To take advantage of this offer, customers need to provide a copy of the relevant bank’s advertisement (print, radio or online) showing the interest rate being offered.

“I encourage people to look around, find the cheapest rate advertised by one of the four major banks then contact us, so we can offer them an even better rate,” says  Andy Fell, general manager of St George retail banking.

Unsurprisingly, the offer does not mention that St George is 100% owned by big four bank Westpac.

Westpac has a standard variable rate of 6.71% with St George offering 6.69%.

Other subsidiary brands of major banks offering better deals than their parent banks include NAB’s online offering UBank, consistently offering among the cheapest fixed and variable refinancing offerings.

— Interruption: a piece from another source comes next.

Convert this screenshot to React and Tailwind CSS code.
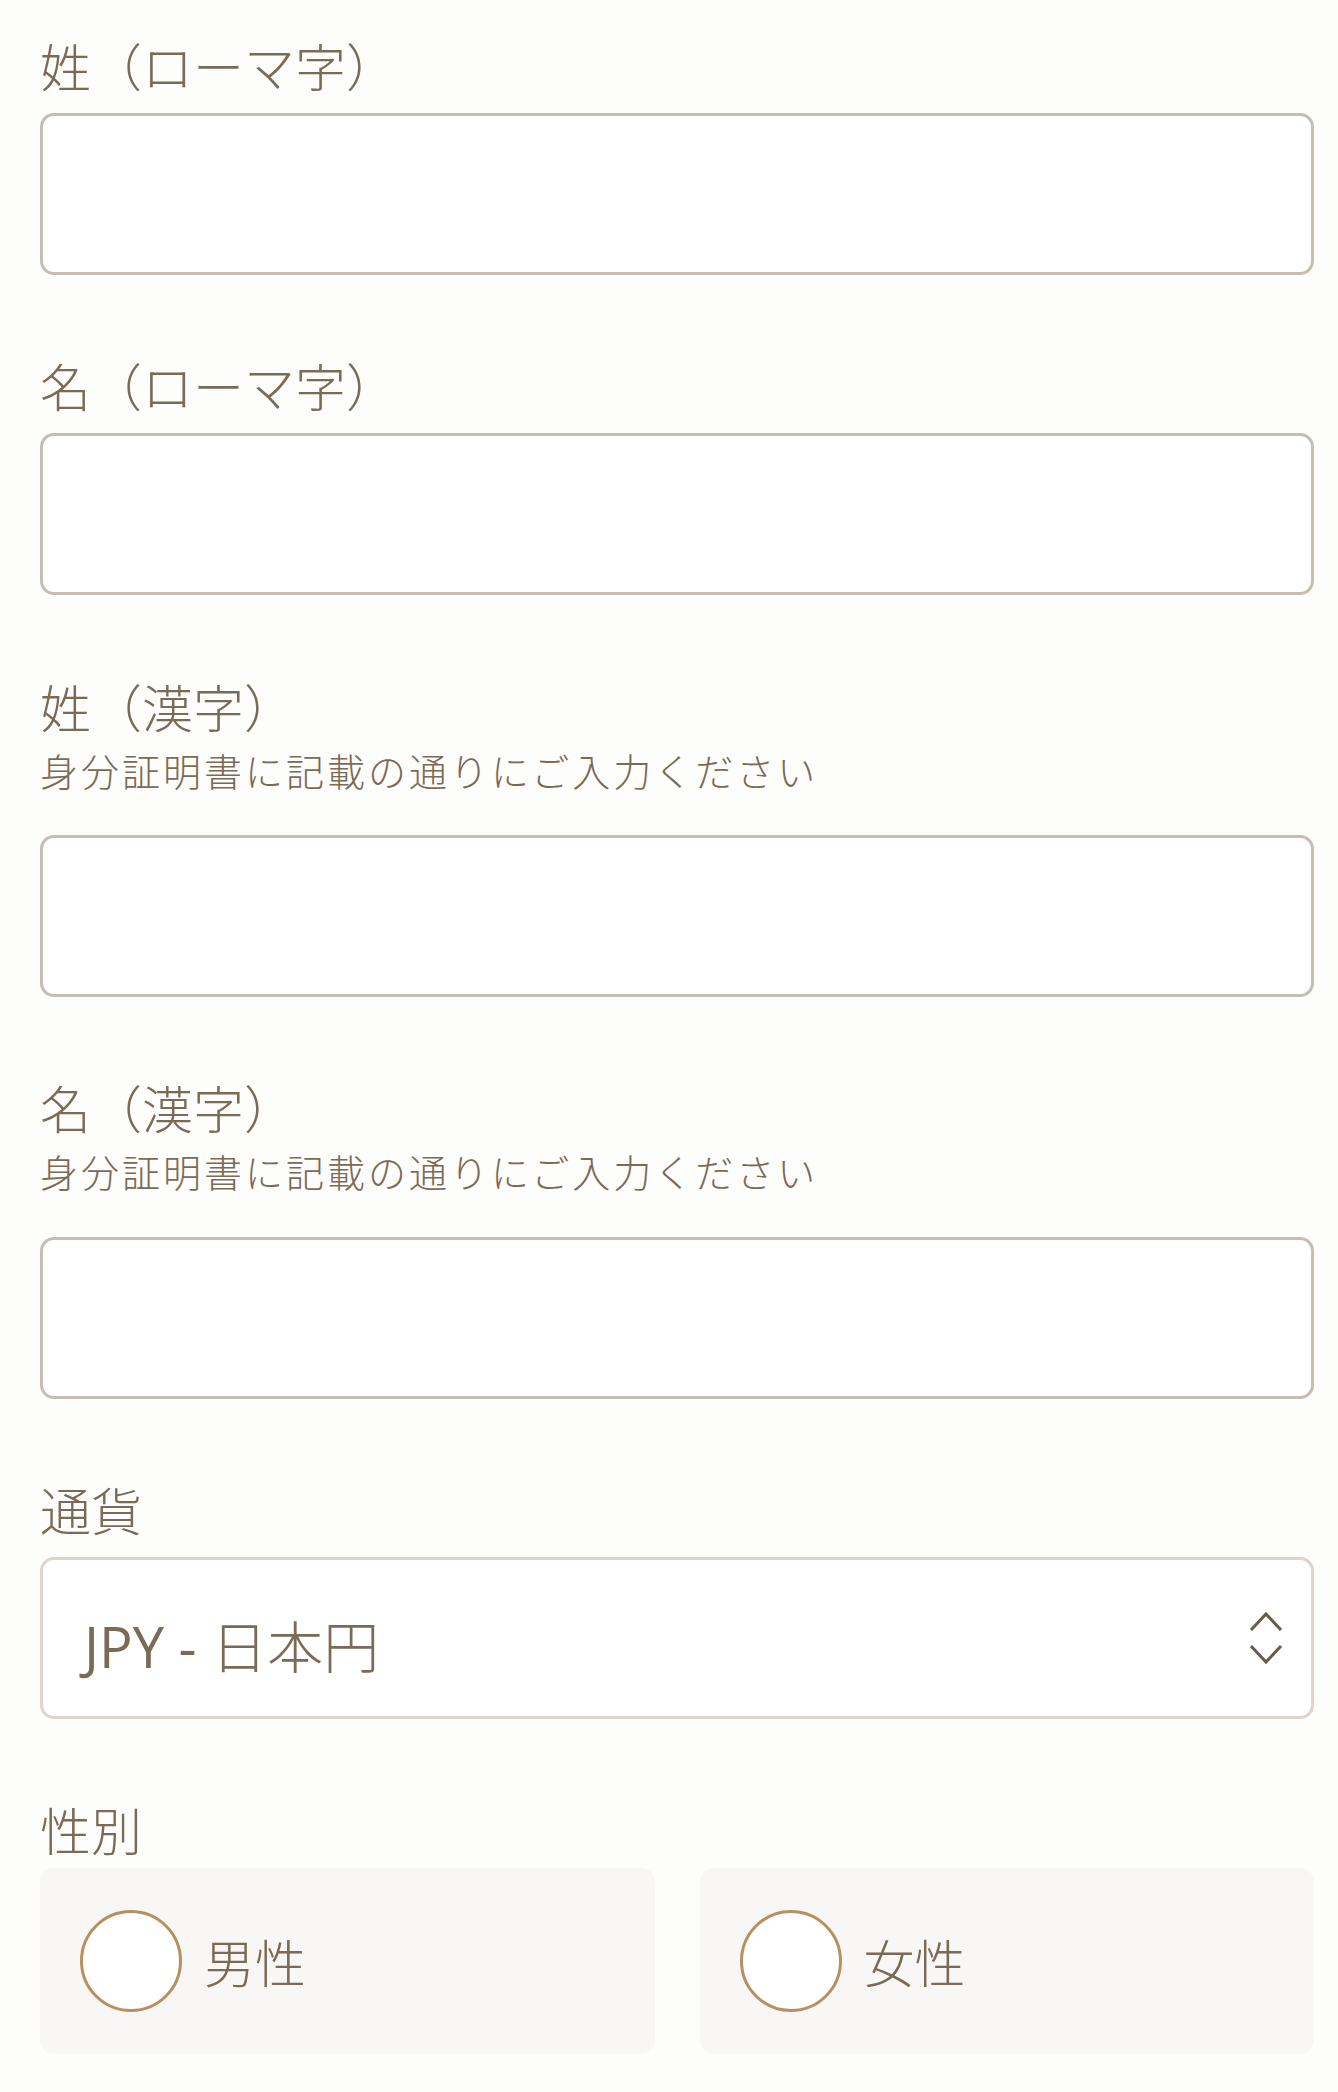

Bankwest offers an online variable rate loan at 5.58%, compared with parent bank  Commonwealth Bank’s best offering (excluding one-year introductory specials) of 5.9%.

According to the Deloitte report, “price, and the level of discounts offered to the standard variable rate (SVR), will be a lever which banks use to tap into market share”.


 

The report also says that the current imbalance in market share power held by the major banks over smaller banks and non-bank lenders is unlikely to be resolved in 2013.

“The advantages which the majors have, through their stronger credit rating when raising funds, their scale in terms of operating cost efficiency, and their distribution reach, will continue to maintain the divide between them and smaller lenders.

“This is a justified reality in the market, and while calls for an inquiry into the banking sector have merit in terms of considerations of the impact of this on future competitiveness and innovation, smaller lenders should not expect government intervention in 2013 to tilt the balance in their favour," says the report.

But the report also says that smaller lenders “are and can continue to be successful if they play to their strengths (and understand their limitations)”.

“Key strengths are customer satisfaction, community engagement, member affiliations, and market and product specialisations and niches.

“They are limited in terms of competing with majors on a national scale, and by funding and capital constraints. These are realities which smaller lenders can use to their advantage when tailoring their business models.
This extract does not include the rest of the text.